1. Goalkeeper (jersey number 1)
2. Right corner back (2) -- full back (3) -- left corner back (4)
3. Right half (or wing) back (5) -- centre back (6) -- left half back (7)
4. Two midfielders (or centre-fielders) (8, 9)
5. Right half (or wing) forward (10) -- centre (centre half) forward (11) -- left half forward (12)
6. Right corner forward (13) -- full forward (14) -- left corner forward (15)

==Ice hockey==
In ice hockey, a team starts out with six players on the ice:
- Two defensemen
- A goaltender
- Three forwards:
  - A center
  - A left-winger
  - A right-winger

The starting forwards are typically known as the top line or first line, as most professional teams rotate four distinct three-man forward lines and three defense pairings.
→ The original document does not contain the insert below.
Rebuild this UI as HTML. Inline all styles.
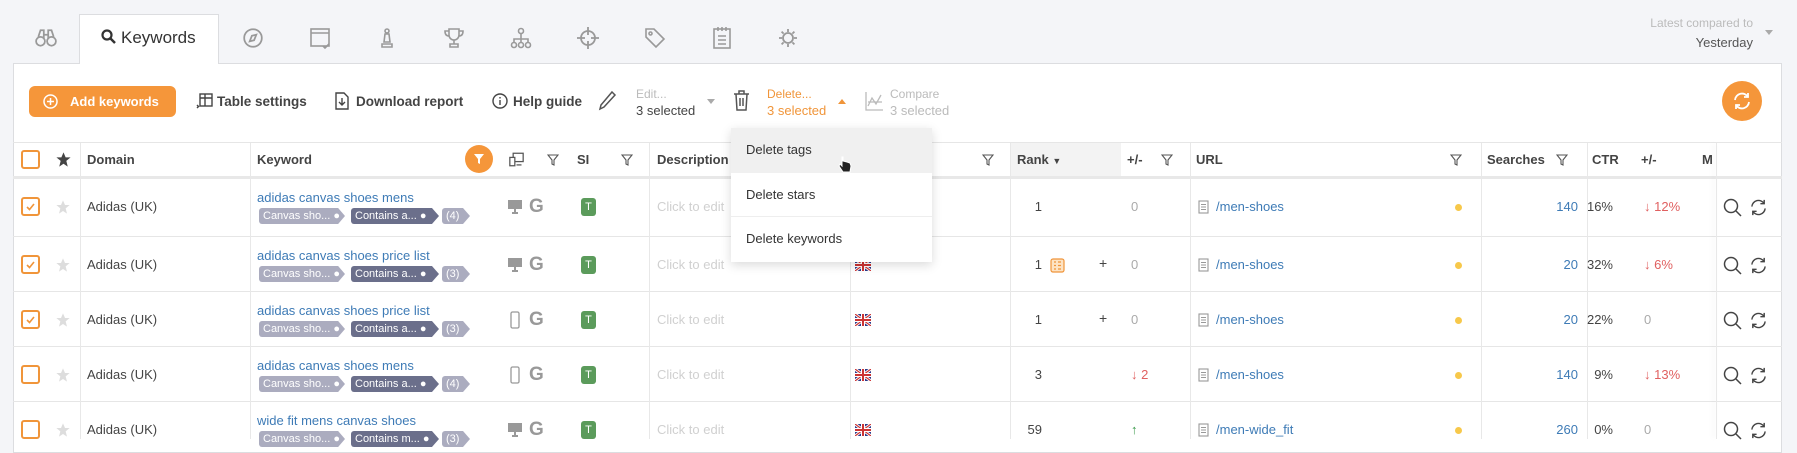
<!DOCTYPE html>
<html><head><meta charset="utf-8">
<style>
*{box-sizing:border-box;margin:0;padding:0}
body{width:1797px;height:439px;overflow:hidden;background:#f4f5f8;font-family:"Liberation Sans",sans-serif;font-size:13px;color:#333;position:relative}
.a{position:absolute;white-space:nowrap}
.panel{position:absolute;left:13px;top:63px;width:1769px;height:390px;background:#fff;border:1px solid #dcdde0}
.tab{position:absolute;left:79px;top:14px;width:140px;height:50px;background:#fff;border:1px solid #dcdde0;border-bottom:none;z-index:2}
.hl{position:absolute;left:13px;width:1769px;height:1px;background:#e6e6e6}
.vl{position:absolute;top:143px;width:1px;height:296px;background:#e8e8e8}
.cb{position:absolute;left:21px;width:19px;height:19px;border:2px solid #f0953a;border-radius:3px;background:#fff}
.tag{position:absolute;height:16px;line-height:16px;font-size:11px;color:#fff;padding-left:4px}
.kw{color:#3e7bb6}
.g{color:#aaa}
.tb{font-size:13.5px;font-weight:bold;color:#444}
</style></head><body>
<div class="tab"></div>
<div class="panel"></div>
<div class="a" style="left:101px;top:28px;z-index:3;font-size:17px;color:#333">
<svg width="15" height="15" viewBox="0 0 15 15" style="vertical-align:-1px;margin-right:5px"><circle cx="6" cy="6" r="4.5" fill="none" stroke="#333" stroke-width="2.2"/><path d="M9.5 9.5L14 14" stroke="#333" stroke-width="2.5"/></svg>Keywords</div>
<svg class="a" style="left:35px;top:27px" width="22" height="22" viewBox="0 0 20 20" fill="none" stroke="#999" stroke-width="1.6"><circle cx="5" cy="13" r="4"/><circle cx="15" cy="13" r="4"/><path d="M3 9L5 3h3v8M17 9l-2-6h-3v8M8 7h4"/></svg>
<svg class="a" style="left:242px;top:27px" width="22" height="22" viewBox="0 0 20 20" fill="none" stroke="#999" stroke-width="1.6"><circle cx="10" cy="10" r="8"/><path d="M13 7l-2 5-4 1 2-5z"/></svg>
<svg class="a" style="left:309px;top:26px" width="24" height="24" viewBox="0 0 24 24" fill="none" stroke="#999" stroke-width="1.6"><rect x="2" y="3" width="18" height="17"/><path d="M2 7h18M14 20l2 2 4-4"/></svg>
<svg class="a" style="left:378px;top:27px" width="18" height="22" viewBox="0 0 18 22" fill="none" stroke="#999" stroke-width="1.6"><circle cx="9" cy="4" r="2"/><path d="M7 7h4l1 8H6zM4 20h10v-3H4z"/></svg>
<svg class="a" style="left:443px;top:27px" width="22" height="22" viewBox="0 0 22 22" fill="none" stroke="#999" stroke-width="1.6"><path d="M6 2h10v6a5 5 0 01-10 0zM6 4H2c0 4 2 5 4 5M16 4h4c0 4-2 5-4 5M11 13v4M7 20h8v-3H7z"/></svg>
<svg class="a" style="left:510px;top:27px" width="22" height="22" viewBox="0 0 22 22" fill="none" stroke="#999" stroke-width="1.6"><circle cx="11" cy="4" r="2.5"/><circle cx="4" cy="18" r="2.5"/><circle cx="11" cy="18" r="2.5"/><circle cx="18" cy="18" r="2.5"/><path d="M11 7v8M4 15v-3h14v3"/></svg>
<svg class="a" style="left:576px;top:26px" width="24" height="24" viewBox="0 0 24 24" fill="none" stroke="#999" stroke-width="1.8"><circle cx="12" cy="12" r="7"/><path d="M12 1v8M12 15v8M1 12h8M15 12h8"/></svg>
<svg class="a" style="left:643px;top:26px" width="24" height="24" viewBox="0 0 24 24" fill="none" stroke="#999" stroke-width="1.6"><path d="M3 3h8l10 10-8 8L3 11z"/><circle cx="7.5" cy="7.5" r="1.5"/></svg>
<svg class="a" style="left:712px;top:26px" width="20" height="24" viewBox="0 0 20 24" fill="none" stroke="#999" stroke-width="1.6"><rect x="2" y="3" width="16" height="19"/><path d="M6 1v4M10 1v4M14 1v4M6 10h8M6 14h8M6 18h8"/></svg>
<svg class="a" style="left:777px;top:27px" width="22" height="22" viewBox="0 0 22 22" fill="none" stroke="#999" stroke-width="1.8"><path d="M11 2v3M11 17v3M2 11h3M17 11h3M4.6 4.6l2 2M15.4 15.4l2 2M4.6 17.4l2-2M15.4 6.6l2-2"/><circle cx="11" cy="11" r="5"/></svg>
<div class="a" style="right:44px;top:16px;font-size:12px;color:#bbb;text-align:right">Latest compared to</div>
<div class="a" style="right:44px;top:35px;font-size:13px;color:#555">Yesterday</div>
<div class="a" style="left:1765px;top:30px;width:0;height:0;border:4px solid transparent;border-top:5px solid #aaa"></div>

<div class="a" style="left:29px;top:86px;width:147px;height:31px;background:#f5963a;border-radius:6px;color:#fff;font-size:13px;font-weight:bold;line-height:31px;padding-left:14px">
<svg width="15" height="15" viewBox="0 0 15 15" style="vertical-align:-3px;margin-right:12px" fill="none" stroke="#fff" stroke-width="1.5"><circle cx="7.5" cy="7.5" r="6.5"/><path d="M7.5 4v7M4 7.5h7"/></svg>Add keywords</div>
<svg class="a" style="left:196px;top:92px" width="18" height="18" viewBox="0 0 18 18" fill="none" stroke="#444" stroke-width="1.4"><rect x="4" y="2" width="12" height="12"/><path d="M4 6h12M9 2v12M1 13l2 2M1 16l2-2"/></svg>
<div class="a tb" style="left:217px;top:94px">Table settings</div>
<svg class="a" style="left:334px;top:92px" width="16" height="18" viewBox="0 0 16 18" fill="none" stroke="#444" stroke-width="1.4"><path d="M2 1h8l4 4v12H2z"/><path d="M8 6v7M5 10l3 3 3-3"/></svg>
<div class="a tb" style="left:356px;top:94px">Download report</div>
<svg class="a" style="left:492px;top:93px" width="16" height="16" viewBox="0 0 16 16" fill="none" stroke="#444" stroke-width="1.4"><circle cx="8" cy="8" r="7"/><path d="M8 7v5M8 4v1.5"/></svg>
<div class="a tb" style="left:513px;top:94px">Help guide</div>
<svg class="a" style="left:597px;top:90px" width="20" height="22" viewBox="0 0 20 22" fill="none" stroke="#555" stroke-width="1.5"><path d="M15 2l3 3L7 17l-4 2 1-4z"/></svg>
<div class="a" style="left:636px;top:87px;font-size:12px;color:#bbb">Edit...</div>
<div class="a" style="left:636px;top:103px;font-size:13px;color:#444">3 selected</div>
<div class="a" style="left:707px;top:99px;border:4px solid transparent;border-top:5px solid #aaa"></div>
<svg class="a" style="left:733px;top:90px" width="17" height="21" viewBox="0 0 17 21" fill="none" stroke="#555" stroke-width="1.5"><path d="M1 4h15M6 4V1h5v3M3 4l1 16h9l1-16M7 8v8M10 8v8"/></svg>
<div class="a" style="left:767px;top:87px;font-size:12px;color:#f0953a">Delete...</div>
<div class="a" style="left:767px;top:103px;font-size:13px;color:#f0953a">3 selected</div>
<div class="a" style="left:838px;top:95px;border:4px solid transparent;border-bottom:5px solid #f0953a"></div>
<svg class="a" style="left:864px;top:91px" width="20" height="20" viewBox="0 0 20 20" fill="none" stroke="#bbb" stroke-width="1.3"><path d="M2 1v18h17M4 15l4-8 4 6 5-9M4 11h14"/></svg>
<div class="a" style="left:890px;top:87px;font-size:12px;color:#bbb">Compare</div>
<div class="a" style="left:890px;top:103px;font-size:13px;color:#bbb">3 selected</div>
<div class="a" style="left:1722px;top:81px;width:40px;height:40px;border-radius:50%;background:#f5963a"></div>
<svg class="a" style="left:1732px;top:91px" width="20" height="20" viewBox="0 0 20 20" fill="none" stroke="#fff" stroke-width="1.8"><path d="M3 9a7 7 0 0113-3M17 11a7 7 0 01-13 3"/><path d="M16 2v4h-4M4 18v-4h4"/></svg>

<div class="hl" style="top:142px"></div>
<div class="hl" style="top:176px;height:3px;background:#e8e8e8"></div>
<div class="a" style="left:1010px;top:143px;width:111px;height:33px;background:#f3f3f3"></div>
<div class="hl" style="top:236px"></div>
<div class="hl" style="top:291px"></div>
<div class="hl" style="top:346px"></div>
<div class="hl" style="top:401px"></div>
<div class="vl" style="left:80px"></div><div class="vl" style="left:250px"></div><div class="vl" style="left:649px"></div><div class="vl" style="left:850px"></div><div class="vl" style="left:1010px"></div><div class="vl" style="left:1190px"></div><div class="vl" style="left:1481px"></div><div class="vl" style="left:1587px"></div><div class="vl" style="left:1716px;box-shadow:-3px 0 5px rgba(0,0,0,.08)"></div>

<div class="cb" style="top:150px"></div>
<svg class="a" style="left:55px;top:151px" width="17" height="17" viewBox="0 0 24 24"><path d="M12 2l3 7h7l-6 5 2 8-6-4-6 4 2-8-6-5h7z" fill="#444"/></svg>
<div class="a" style="left:87px;top:152px;font-weight:bold;color:#444">Domain</div>
<div class="a" style="left:257px;top:152px;font-weight:bold;color:#444">Keyword</div>
<div class="a" style="left:465px;top:145px;width:28px;height:28px;border-radius:50%;background:#f5963a"></div>
<svg class="a" style="left:473px;top:153px" width="12" height="12" viewBox="0 0 12 12"><path d="M1 1h10L7 6v5L5 10V6z" fill="#fff"/></svg>
<svg class="a" style="left:509px;top:152px" width="15" height="15" viewBox="0 0 18 17" fill="none" stroke="#555" stroke-width="1.5"><rect x="5" y="1" width="12" height="10"/><rect x="1" y="6" width="6" height="10" fill="#fff"/><path d="M9 15h6"/></svg>
<div class="a" style="left:577px;top:152px;font-weight:bold;color:#444">SI</div>
<div class="a" style="left:657px;top:152px;font-weight:bold;color:#444">Description</div>
<div class="a" style="left:1017px;top:152px;font-weight:bold;color:#444">Rank <span style="font-size:9px">&#9660;</span></div>
<div class="a" style="left:1127px;top:152px;font-weight:bold;color:#444">+/-</div>
<div class="a" style="left:1196px;top:152px;font-weight:bold;color:#444">URL</div>
<div class="a" style="left:1487px;top:152px;font-weight:bold;color:#444">Searches</div>
<div class="a" style="left:1592px;top:152px;font-weight:bold;color:#444">CTR</div>
<div class="a" style="left:1641px;top:152px;font-weight:bold;color:#444">+/-</div>
<div class="a" style="left:1702px;top:152px;font-weight:bold;color:#444;width:12px;overflow:hidden">M</div>
<svg class="a" style="left:547px;top:154px" width="12" height="12" viewBox="0 0 12 12"><path d="M1 1h10L7 6v5L5 10V6z" fill="none" stroke="#555" stroke-width="1.1"/></svg>
<svg class="a" style="left:621px;top:154px" width="12" height="12" viewBox="0 0 12 12"><path d="M1 1h10L7 6v5L5 10V6z" fill="none" stroke="#555" stroke-width="1.1"/></svg>
<svg class="a" style="left:982px;top:154px" width="12" height="12" viewBox="0 0 12 12"><path d="M1 1h10L7 6v5L5 10V6z" fill="none" stroke="#555" stroke-width="1.1"/></svg>
<svg class="a" style="left:1161px;top:154px" width="12" height="12" viewBox="0 0 12 12"><path d="M1 1h10L7 6v5L5 10V6z" fill="none" stroke="#555" stroke-width="1.1"/></svg>
<svg class="a" style="left:1450px;top:154px" width="12" height="12" viewBox="0 0 12 12"><path d="M1 1h10L7 6v5L5 10V6z" fill="none" stroke="#555" stroke-width="1.1"/></svg>
<svg class="a" style="left:1556px;top:154px" width="12" height="12" viewBox="0 0 12 12"><path d="M1 1h10L7 6v5L5 10V6z" fill="none" stroke="#555" stroke-width="1.1"/></svg>

<div id="rows"></div>
<script>
var rows=[
{t:178,ck:1,kw:"adidas canvas shoes mens",n:"(4)",dev:"d",rk:"1",rs:0,pm:"",dv:'<span class="g">0</span>',url:"/men-shoes",s:"140",c:"16%",cd:'<span style="color:#e06060">&#8595; 12%</span>',flag:0},
{t:236,ck:1,kw:"adidas canvas shoes price list",n:"(3)",dev:"d",rk:"1",rs:1,pm:"+",dv:'<span class="g">0</span>',url:"/men-shoes",s:"20",c:"32%",cd:'<span style="color:#e06060">&#8595; 6%</span>',flag:1},
{t:291,ck:1,kw:"adidas canvas shoes price list",n:"(3)",dev:"m",rk:"1",rs:0,pm:"+",dv:'<span class="g">0</span>',url:"/men-shoes",s:"20",c:"22%",cd:'<span class="g">0</span>',flag:1},
{t:346,ck:0,kw:"adidas canvas shoes mens",n:"(4)",dev:"m",rk:"3",rs:0,pm:"",dv:'<span style="color:#e06060">&#8595; 2</span>',url:"/men-shoes",s:"140",c:"9%",cd:'<span style="color:#e06060">&#8595; 13%</span>',flag:1},
{t:401,ck:0,kw:"wide fit mens canvas shoes",n:"(3)",dev:"d",rk:"59",rs:0,pm:"",dv:'<span style="color:#3a9a4a">&#8593;</span>',url:"/men-wide_fit",s:"260",c:"0%",cd:'<span class="g">0</span>',flag:1,t2:"Contains m..."}
];
var h="";
rows.forEach(function(r){
 var c=r.t+29;
 h+='<div class="cb" style="top:'+(c-10)+'px">'+(r.ck?'<svg width="15" height="15" viewBox="0 0 15 15" style="position:absolute;left:0;top:0"><path d="M4 8l2.5 2.5L11 5" fill="none" stroke="#f0953a" stroke-width="1.6"/></svg>':'')+'</div>';
 h+='<svg class="a" style="left:55px;top:'+(c-8)+'px" width="16" height="16" viewBox="0 0 24 24"><path d="M12 2l3 7h7l-6 5 2 8-6-4-6 4 2-8-6-5h7z" fill="#ddd"/></svg>';
 h+='<div class="a" style="left:87px;top:'+(c-8)+'px;color:#444">Adidas (UK)</div>';
 h+='<div class="a kw" style="left:257px;top:'+(r.t+12)+'px">'+r.kw+'</div>';
 var ty=r.t+30;
 h+='<div class="tag" style="left:259px;top:'+ty+'px;width:86px;background:#abacbf;clip-path:polygon(0 0,92% 0,100% 50%,92% 100%,0 100%);border-radius:3px 0 0 3px">Canvas sho... &#9679;</div>';
 h+='<div class="tag" style="left:351px;top:'+ty+'px;width:88px;background:#6b6f8b;clip-path:polygon(0 0,92% 0,100% 50%,92% 100%,0 100%);border-radius:3px 0 0 3px">'+(r.t2||"Contains a...")+' &#9679;</div>';
 h+='<div class="tag" style="left:442px;top:'+ty+'px;width:28px;background:#abacbf;clip-path:polygon(0 0,75% 0,100% 50%,75% 100%,0 100%);border-radius:3px 0 0 3px">'+r.n+'</div>';
 if(r.dev=="d") h+='<svg class="a" style="left:507px;top:'+(c-8)+'px" width="16" height="15" viewBox="0 0 16 15"><rect x="1" y="1" width="14" height="9" fill="#999"/><path d="M5 14h6M8 10v4" stroke="#999" stroke-width="2"/></svg>';
 else h+='<svg class="a" style="left:510px;top:'+(c-9)+'px" width="10" height="18" viewBox="0 0 10 18"><rect x="1" y="1" width="8" height="16" rx="1.5" fill="none" stroke="#999" stroke-width="1.3"/></svg>';
 h+='<div class="a" style="left:529px;top:'+(c-11)+'px;font-size:19px;font-weight:bold;color:#999">G</div>';
 h+='<div class="a" style="left:581px;top:'+(c-9)+'px;width:15px;height:18px;background:#5b9b5b;border-radius:3px;color:#fff;font-size:11px;text-align:center;line-height:18px">T</div>';
 h+='<div class="a" style="left:657px;top:'+(c-8)+'px;color:#d0d0d0">Click to edit</div>';
 if(r.flag) h+='<svg class="a" style="left:855px;top:'+(c-6)+'px" width="16" height="12" viewBox="0 0 16 12"><rect width="16" height="12" fill="#2b3a8a"/><path d="M0 0L16 12M16 0L0 12" stroke="#fff" stroke-width="3"/><path d="M0 0L16 12M16 0L0 12" stroke="#c33" stroke-width="1.2"/><path d="M8 0v12M0 6h16" stroke="#fff" stroke-width="4"/><path d="M8 0v12M0 6h16" stroke="#c33" stroke-width="2"/></svg>';
 h+='<div class="a" style="left:1020px;width:22px;text-align:right;top:'+(c-8)+'px;color:#444">'+r.rk+'</div>';
 if(r.rs) h+='<svg class="a" style="left:1050px;top:'+(c-7)+'px" width="15" height="15" viewBox="0 0 15 15"><rect x="1" y="1" width="13" height="13" rx="2" fill="#fde3c4" stroke="#f0953a" stroke-width="1.2"/><path d="M4 4h2M8 4h3M4 7.5h2M8 7.5h3M4 11h2M8 11h3" stroke="#f0953a" stroke-width="1.2"/></svg>';
 if(r.pm) h+='<div class="a" style="left:1099px;top:'+(c-10)+'px;color:#444;font-size:14px">+</div>';
 h+='<div class="a" style="left:1131px;top:'+(c-8)+'px">'+r.dv+'</div>';
 h+='<svg class="a" style="left:1198px;top:'+(c-7)+'px" width="11" height="14" viewBox="0 0 11 14"><rect x="1" y="1" width="9" height="12" fill="none" stroke="#999" stroke-width="1.1"/><path d="M3 4.5h5M3 7h5M3 9.5h5" stroke="#999"/></svg>';
 h+='<div class="a kw" style="left:1216px;top:'+(c-8)+'px">'+r.url+'</div>';
 h+='<div class="a" style="left:1455px;top:'+(c-3)+'px;width:7px;height:7px;border-radius:50%;background:#f7c84a"></div>';
 h+='<div class="a kw" style="left:1530px;width:48px;text-align:right;top:'+(c-8)+'px">'+r.s+'</div>';
 h+='<div class="a" style="left:1580px;width:33px;text-align:right;top:'+(c-8)+'px;color:#444">'+r.c+'</div>';
 h+='<div class="a" style="left:1644px;top:'+(c-8)+'px">'+r.cd+'</div>';
 h+='<svg class="a" style="left:1723px;top:'+(c-9)+'px" width="20" height="20" viewBox="0 0 20 20" fill="none" stroke="#444" stroke-width="1.5"><circle cx="8" cy="8" r="6.5"/><path d="M13 13l5 5"/></svg>';
 h+='<svg class="a" style="left:1749px;top:'+(c-9)+'px" width="19" height="19" viewBox="0 0 20 20" fill="none" stroke="#444" stroke-width="1.5"><path d="M3 9a7 7 0 0113-3M17 11a7 7 0 01-13 3"/><path d="M16 2v4h-4M4 18v-4h4"/></svg>';
});
document.getElementById("rows").innerHTML=h;
</script>

<div class="a" style="left:731px;top:128px;width:201px;height:134px;background:#fff;box-shadow:0 3px 10px rgba(0,0,0,.15);z-index:5">
<div style="height:45px;background:#f0f0f0;padding:14px 0 0 15px;font-size:13px;color:#333">Delete tags</div>
<div style="height:44px;padding:14px 0 0 15px;font-size:13px;color:#333;border-bottom:1px solid #eee">Delete stars</div>
<div style="height:45px;padding:14px 0 0 15px;font-size:13px;color:#333">Delete keywords</div>
<svg style="position:absolute;left:107px;top:28px" width="14" height="18" viewBox="0 0 14 18"><path d="M4 1v9l-2-2-1 2 4 6h7l1-6-1-3-3-1V6L5 5V1z" fill="#222" stroke="#fff" stroke-width="1"/></svg>
</div>
</body></html>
In ice hockey, a team must submit their starting lineup to the opposing team's captain and to the officials before the game. If a team inserts any other player into the lineup at game time, the opposing captain can direct the official to call a starting the wrong lineup penalty, a two-minute minor.

==Lacrosse==
The starting lineup in field lacrosse comprises ten players: 3 Attackmen, 3 Defensemen, 3 Midfielders, and 1 Goalkeeper. A team may start a Long-Stick Midfielder for a defensive advantage. A team may have a player reserved exclusively to take face-offs, known as a FOGO.
1. A – Attackmen
2. D – Defensemen
3. M – Midfielder
4. G – Goalkeeper
5. LSM – Long-stick Midfielder
6. FOGO – Face-Off Specialist "Face-Off, Get-Off"

==Netball==
In netball, a team starts with seven players on the court:
1. GS – Goal shooter
2. GA – Goal attack
3. WA – Wing attack
4. C – Centre
5. WD – Wing defence
6. GD – Goal defence
7. GK – Goal keeper

==Rugby league==
A Rugby league football starting lineup is

1. 1 – Fullback
2. 2 and 5 – Wingers
3. 3 and 4 – Centres
4. 6 – Stand-off/Five-Eighth
5. 7 – Halfback
6. 8 and 10 – Front row forwards
7. 9 – Hooker
8. 11 and 12 – Second row forwards
9. 13 – Lock forward

==Rugby union==
Rugby union starting lineups consist of:

1. Two Props – 1 (loosehead) and 3 (tighthead)
2. Hooker – 2
3. Two Locks – 4 and 5
4. Two Flankers – 6 and 7
5. Number Eight – 8
6. Scrum-half – 9
7. Fly-half – 10
8. Two Wings – 11 and 14
9. Two Centres – 12 and 13
10. Fullback – 15

==Volleyball==
The starting lineup for a volleyball match typically includes:

1. One setter
2. Two outside hitters
3. One opposite hitter
4. Two middle blockers

Variations do exist – sometimes there will be two setters, or three outside hitters without a true opposite. Though the libero is typically announced with the starting lineup, he or she is not considered to be part of it, as the libero will replace one of the above players (typically a middle blocker, as teams will want to split their middle blockers, with one beginning in the front row) before the first rally.